--- START OF RECORD EXTRACTS ---

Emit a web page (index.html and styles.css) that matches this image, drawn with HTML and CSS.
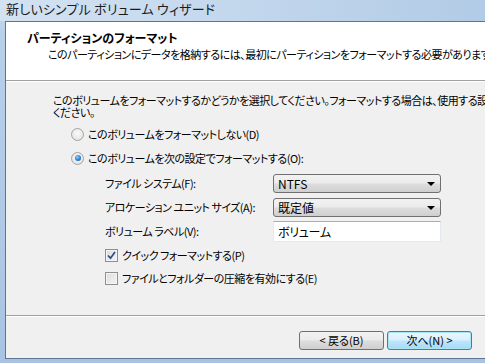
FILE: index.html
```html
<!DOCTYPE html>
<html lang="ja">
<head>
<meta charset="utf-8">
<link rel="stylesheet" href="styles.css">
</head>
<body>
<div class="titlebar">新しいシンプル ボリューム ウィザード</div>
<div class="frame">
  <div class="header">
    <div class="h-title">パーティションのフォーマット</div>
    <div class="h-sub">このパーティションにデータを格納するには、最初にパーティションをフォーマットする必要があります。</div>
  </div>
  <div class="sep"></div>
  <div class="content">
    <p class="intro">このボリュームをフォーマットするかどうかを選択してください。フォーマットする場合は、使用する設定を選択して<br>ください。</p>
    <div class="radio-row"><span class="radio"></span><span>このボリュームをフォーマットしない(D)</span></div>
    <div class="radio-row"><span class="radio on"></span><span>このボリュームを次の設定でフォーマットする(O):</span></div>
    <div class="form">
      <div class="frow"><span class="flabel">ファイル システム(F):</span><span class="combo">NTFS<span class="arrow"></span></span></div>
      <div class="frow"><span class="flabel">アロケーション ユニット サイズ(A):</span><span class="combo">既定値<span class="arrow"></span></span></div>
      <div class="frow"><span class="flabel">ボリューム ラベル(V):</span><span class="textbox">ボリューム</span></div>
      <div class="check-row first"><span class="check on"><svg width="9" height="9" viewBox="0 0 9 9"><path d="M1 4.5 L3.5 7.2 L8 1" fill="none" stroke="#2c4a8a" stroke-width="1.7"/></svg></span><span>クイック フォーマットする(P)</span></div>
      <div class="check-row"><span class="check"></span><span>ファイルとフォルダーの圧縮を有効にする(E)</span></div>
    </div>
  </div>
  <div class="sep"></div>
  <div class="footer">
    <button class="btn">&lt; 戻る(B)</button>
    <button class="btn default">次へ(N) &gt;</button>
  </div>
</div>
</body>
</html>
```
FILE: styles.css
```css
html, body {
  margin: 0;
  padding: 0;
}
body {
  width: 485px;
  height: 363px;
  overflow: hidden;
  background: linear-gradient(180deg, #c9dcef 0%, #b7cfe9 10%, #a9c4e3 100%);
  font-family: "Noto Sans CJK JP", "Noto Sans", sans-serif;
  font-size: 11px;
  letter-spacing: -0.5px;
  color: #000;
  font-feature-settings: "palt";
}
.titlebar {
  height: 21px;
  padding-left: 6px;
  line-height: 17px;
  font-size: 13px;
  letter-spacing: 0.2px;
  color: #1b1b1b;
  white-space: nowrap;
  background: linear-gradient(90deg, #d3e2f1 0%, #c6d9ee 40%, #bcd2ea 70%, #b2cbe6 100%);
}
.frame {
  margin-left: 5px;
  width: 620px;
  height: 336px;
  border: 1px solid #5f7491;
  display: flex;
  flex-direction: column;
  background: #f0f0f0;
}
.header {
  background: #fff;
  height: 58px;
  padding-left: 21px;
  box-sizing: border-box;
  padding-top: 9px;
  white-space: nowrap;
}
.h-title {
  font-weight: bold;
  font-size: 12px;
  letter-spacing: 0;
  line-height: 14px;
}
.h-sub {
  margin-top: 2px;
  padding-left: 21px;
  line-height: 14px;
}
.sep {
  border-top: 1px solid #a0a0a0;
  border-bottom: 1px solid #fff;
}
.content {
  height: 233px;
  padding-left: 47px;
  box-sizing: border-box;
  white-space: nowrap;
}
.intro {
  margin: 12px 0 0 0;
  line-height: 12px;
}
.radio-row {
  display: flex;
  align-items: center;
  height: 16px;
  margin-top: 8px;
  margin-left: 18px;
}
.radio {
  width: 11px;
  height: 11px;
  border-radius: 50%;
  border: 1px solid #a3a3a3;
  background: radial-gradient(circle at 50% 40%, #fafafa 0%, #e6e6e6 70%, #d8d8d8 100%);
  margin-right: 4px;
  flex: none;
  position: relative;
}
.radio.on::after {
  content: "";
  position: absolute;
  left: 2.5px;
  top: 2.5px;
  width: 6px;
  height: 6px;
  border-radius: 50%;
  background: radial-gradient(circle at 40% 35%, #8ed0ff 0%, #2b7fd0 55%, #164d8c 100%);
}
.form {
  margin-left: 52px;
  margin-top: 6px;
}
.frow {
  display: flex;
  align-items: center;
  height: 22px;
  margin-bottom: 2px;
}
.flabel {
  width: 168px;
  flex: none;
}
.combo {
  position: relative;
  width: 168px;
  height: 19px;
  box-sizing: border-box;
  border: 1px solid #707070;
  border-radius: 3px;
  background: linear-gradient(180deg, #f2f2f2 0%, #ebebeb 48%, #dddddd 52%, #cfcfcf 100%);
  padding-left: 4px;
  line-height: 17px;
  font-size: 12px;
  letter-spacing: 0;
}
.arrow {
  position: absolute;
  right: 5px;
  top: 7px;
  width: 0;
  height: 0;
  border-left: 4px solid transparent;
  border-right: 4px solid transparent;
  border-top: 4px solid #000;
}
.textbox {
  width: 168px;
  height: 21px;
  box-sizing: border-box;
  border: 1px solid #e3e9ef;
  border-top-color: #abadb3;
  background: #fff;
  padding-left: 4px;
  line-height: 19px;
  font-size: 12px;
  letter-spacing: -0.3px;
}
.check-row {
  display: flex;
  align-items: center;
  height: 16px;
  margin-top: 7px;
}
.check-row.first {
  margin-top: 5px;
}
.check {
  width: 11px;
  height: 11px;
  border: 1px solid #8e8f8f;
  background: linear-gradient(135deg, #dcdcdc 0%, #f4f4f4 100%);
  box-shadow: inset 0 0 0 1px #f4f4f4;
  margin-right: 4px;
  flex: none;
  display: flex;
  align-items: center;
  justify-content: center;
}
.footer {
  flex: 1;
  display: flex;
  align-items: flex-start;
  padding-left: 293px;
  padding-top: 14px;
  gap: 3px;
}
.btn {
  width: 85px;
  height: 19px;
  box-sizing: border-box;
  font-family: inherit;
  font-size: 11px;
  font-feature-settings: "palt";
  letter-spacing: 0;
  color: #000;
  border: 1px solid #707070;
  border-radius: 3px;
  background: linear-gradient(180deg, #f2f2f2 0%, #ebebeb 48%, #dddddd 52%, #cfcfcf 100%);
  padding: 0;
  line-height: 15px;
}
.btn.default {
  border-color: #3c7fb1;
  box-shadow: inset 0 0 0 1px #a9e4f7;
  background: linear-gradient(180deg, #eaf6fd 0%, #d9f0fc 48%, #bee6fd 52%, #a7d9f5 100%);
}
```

--- END OF RECORD EXTRACTS ---
--- START OF RECORD EXTRACTS ---

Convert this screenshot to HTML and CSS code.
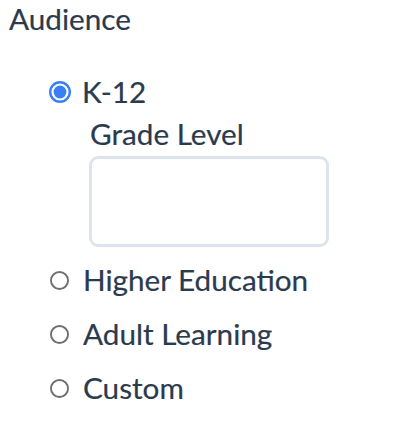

--- END OF RECORD EXTRACTS ---
--- START OF RECORD EXTRACTS ---

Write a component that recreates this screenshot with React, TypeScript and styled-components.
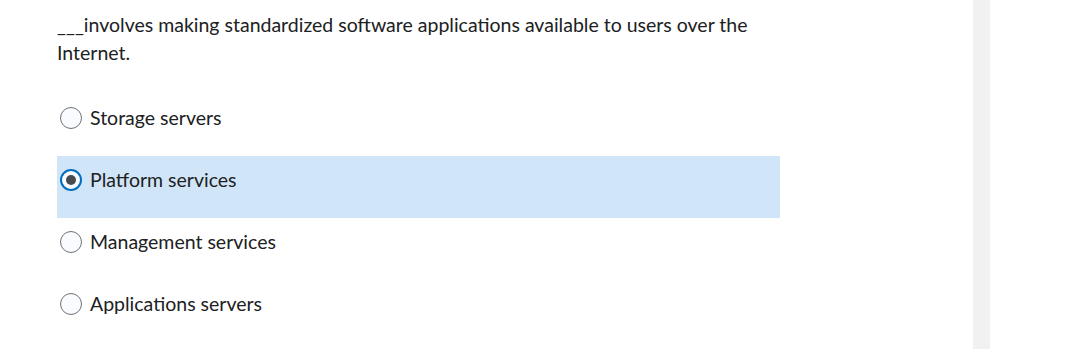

--- END OF RECORD EXTRACTS ---

== THE EXERCISE ==
Which lines above hold the word "this"? Copy each of them.

== WRITTEN RESPONSE ==
Emit a web page (index.html and styles.css) that matches this image, drawn with HTML and CSS.
Convert this screenshot to HTML and CSS code.
Write a component that recreates this screenshot with React, TypeScript and styled-components.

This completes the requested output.